E por falar nisso, o pessoal espera outro corte para a reunião regular de amanhã e quarta-feira. Só para lembrar: em 2001, então sob liderança de Greenspan, que também temia uma recessão, o Fed fez oito reuniões regulares e cinco extraordinárias. A taxa de juros começou o ano em 6% e terminou em 1,75%.

A vez dos políticos
Foi muito interessante a ação política bipartidária que levou à definição do plano de estímulo à economia nos EUA, anunciado na última quinta. Como o presidente Bush é republicano e o Congresso, desde as últimas eleições, tem maioria democrata, e como as medidas econômicas precisavam ser aprovadas pelo parlamento, a partir de proposta do Executivo, a coisa só poderia andar a tempo se houvesse entendimento entre os dois partidos rivais.

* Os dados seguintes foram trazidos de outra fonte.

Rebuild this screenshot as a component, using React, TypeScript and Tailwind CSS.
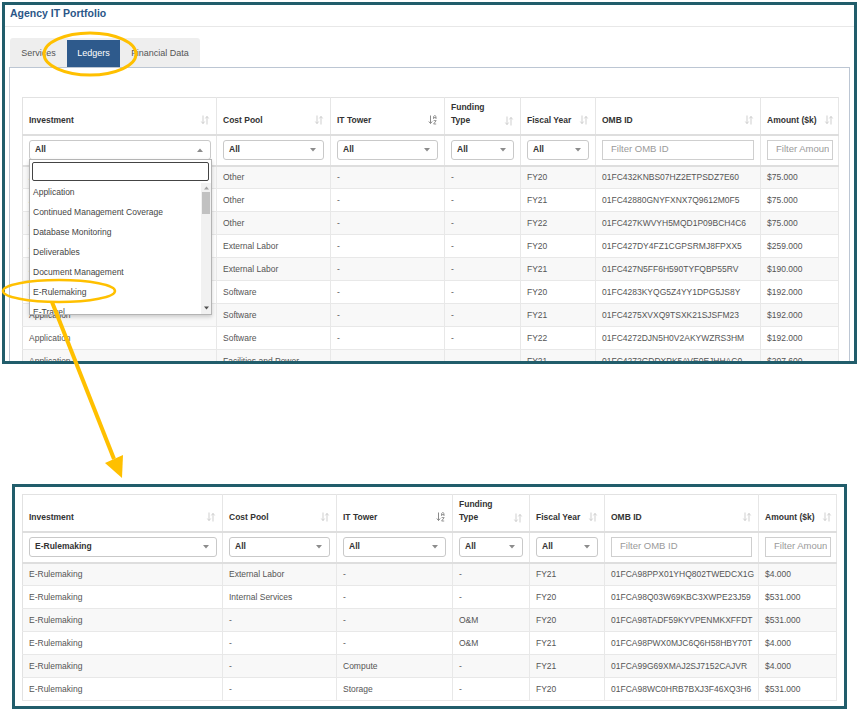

Parecia difícil, já que este é o ano das eleições presidenciais. Mas foi o que aconteceu. Pelo Partido Democrata e pelo Congresso, a negociação coube à deputada Nancy Pelosi, a presidente da Câmara e democrata da Califórnia. Pelo lado do governo, trabalhou o secretário do Tesouro, Henry Paulson. Pelos republicanos, o líder da minoria, deputado John Boehner.
Há diferenças entre os partidos na visão de política econômica. Os democratas privilegiam a redução (e devolução) de impostos para as pessoas físicas, muito especialmente das classes médias. Propõem também subsídios para os mais pobres, na forma de dinheiro e cestas básicas.
Já os republicanos insistem mais nos incentivos às empresas de forma a reduzir custos de investimento.
Acabou saindo um pacote com restituição de imposto às pessoas e reduções de impostos para as empresas.
Com o acordo para apressar a tramitação do projeto, acredita-se que as medidas possam entrar em vigor em fevereiro. E que as pessoas recebam os cheques daqui a 60 dias.
Agora, é preciso ver o que o consumidor fará com o dinheiro. A idéia do pacote é que o consumidor gaste tudo no shopping, de modo a revigorar uma demanda enfraquecida pela falta de crédito. Mas e se as pessoas, incertas quanto ao futuro e sem confiança, resolvam guardar o dinheiro?
Anos atrás, comentando teoricamente uma situação de recessão, deflação e consumidor apavorado, Bernanke disse que pode ser necessário jogar dinheiro de helicópteros.
Não será preciso nos EUA. O consumidor americano, até aqui pelo menos, sempre voltou ao shopping ao menor alívio.